- What is asked
Quote from the first line below through the line that contains "import React from", both included, and leave the pictures out.

- Stored data
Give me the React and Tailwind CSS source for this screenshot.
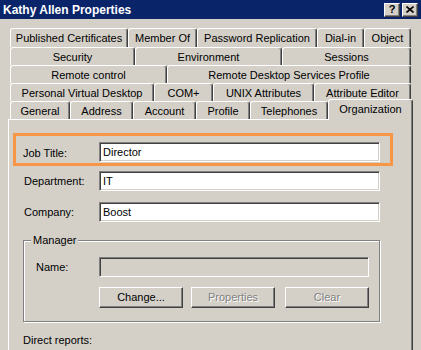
import React from "react";

const tabRows = [
  [
    ["Published Certificates", "w-[118px]"],
    ["Member Of", "w-[69px]"],
    ["Password Replication", "w-[120px]"],
    ["Dial-in", "w-[47px]"],
    ["Object", "w-[47px]"],
  ],
  [
    ["Security", "w-[125px]"],
    ["Environment", "w-[147px]"],
    ["Sessions", "w-[129px]"],
  ],
  [
    ["Remote control", "w-[157px]"],
    ["Remote Desktop Services Profile", "w-[244px]"],
  ],
  [
    ["Personal Virtual Desktop", "w-[144px]"],
    ["COM+", "w-[59px]"],
    ["UNIX Attributes", "w-[101px]"],
    ["Attribute Editor", "w-[97px]"],
  ],
];

const lastRow = [
  ["General", "w-[60px]"],
  ["Address", "w-[63px]"],
  ["Account", "w-[63px]"],
  ["Profile", "w-[54px]"],
  ["Telephones", "w-[78px]"],
];

const Tab = ({ label, w }) => (
  <div
    className={`${w} h-full shrink-0 flex items-center justify-center border-l border-t border-r border-l-white border-t-white border-r-[#404040] rounded-t-[3px] shadow-[inset_-1px_0_0_#808080] pt-[1px]`}
  >
    {label}
  </div>
);

const Field = ({ value, disabled }) => (
  <div
    className={`h-[20px] border border-t-[#808080] border-l-[#808080] border-b-white border-r-white shadow-[inset_1px_1px_0_#404040,inset_-1px_-1px_0_#d4d0c8] flex items-center pl-[3px] ${
      disabled ? "bg-[#d4d0c8] w-[270px]" : "bg-white w-[281px]"
    }`}
  >
    {value}
  </div>
);

const Button = ({ label, disabled }) => (
  <div
    className={`w-[84px] h-[21px] flex items-center justify-center border border-t-white border-l-white border-b-[#404040] border-r-[#404040] shadow-[inset_-1px_-1px_0_#808080] ${
      disabled ? "text-[#808080] [text-shadow:1px_1px_0_#ffffff]" : "text-black"
    }`}
  >
    {label}
  </div>
);

const CaptionButton = ({ children }) => (
  <div className="w-[16px] h-[14px] bg-[#d4d0c8] flex items-center justify-center border border-t-white border-l-white border-b-[#404040] border-r-[#404040] shadow-[inset_-1px_-1px_0_#808080] text-black font-bold text-[11px] leading-none">
    {children}
  </div>
);

const App = () => {
  return (
    <div className="w-[421px] h-[350px] overflow-hidden bg-[#d4d0c8] text-[11px] text-black font-['Liberation_Sans',Arial,sans-serif]">
      <div className="h-[19px] bg-[#0a246a] flex items-center justify-between pl-[3px] pr-[3px]">
        <span className="text-white font-bold text-[12px]">Kathy Allen Properties</span>
        <div className="flex gap-[2px]">
          <CaptionButton>?</CaptionButton>
          <CaptionButton>
            <svg width="8" height="7" viewBox="0 0 8 7">
              <path d="M0.5 0.5 L7.5 6.5 M7.5 0.5 L0.5 6.5" stroke="#000" strokeWidth="1.6" />
            </svg>
          </CaptionButton>
        </div>
      </div>

      <div className="pl-[10px] pt-[9px]">
        {tabRows.map((row, i) => (
          <div key={i} className={`flex ${i === 0 ? "h-[19px]" : "h-[18px]"}`}>
            {row.map(([label, w]) => (
              <Tab key={label} label={label} w={w} />
            ))}
          </div>
        ))}
        <div className="flex h-[18px] items-end">
          {lastRow.map(([label, w]) => (
            <Tab key={label} label={label} w={w} />
          ))}
          <div className="relative z-10 w-[85px] h-[21px] -mb-[1px] shrink-0 bg-[#d4d0c8] flex items-center justify-center border-l border-t border-r border-l-white border-t-white border-r-[#404040] rounded-t-[3px] shadow-[inset_-1px_0_0_#808080] pb-[2px]">
            Organization
          </div>
        </div>
      </div>

      <div className="ml-[8px] w-[405px] h-[240px] border-l border-t border-r border-l-white border-t-white border-r-[#404040] shadow-[inset_-1px_0_0_#808080]">
        <div className="ml-[4px] mt-[13px] w-[380px] h-[33px] border-[3px] border-[#f79646] flex items-start pt-[6px] pl-[7px]">
          <span className="w-[76px] pt-[3px]">Job Title:</span>
          <Field value="Director" />
        </div>

        <div className="mt-[5px] flex items-center pl-[15px]">
          <span className="w-[75px]">Department:</span>
          <Field value="IT" />
        </div>

        <div className="mt-[11px] flex items-center pl-[15px]">
          <span className="w-[75px]">Company:</span>
          <Field value="Boost" />
        </div>

        <div className="relative ml-[14px] mt-[18px] w-[357px] h-[82px] border border-[#808080] shadow-[inset_1px_1px_0_#ffffff,1px_1px_0_#ffffff] pl-[12px] pt-[16px]">
          <span className="absolute left-[7px] -top-[8px] bg-[#d4d0c8] px-[2px] leading-[14px]">
            Manager
          </span>
          <div className="flex items-center">
            <span className="w-[63px]">Name:</span>
            <Field value="" disabled />
          </div>
          <div className="flex mt-[10px] ml-[63px]">
            <Button label="Change..." />
            <div className="ml-[8px]">
              <Button label="Properties" disabled />
            </div>
            <div className="ml-[10px]">
              <Button label="Clear" disabled />
            </div>
          </div>
        </div>

        <div className="mt-[10px] pl-[14px]">Direct reports:</div>
      </div>
    </div>
  );
};

export default App;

- Response
Give me the React and Tailwind CSS source for this screenshot.
import React from "react";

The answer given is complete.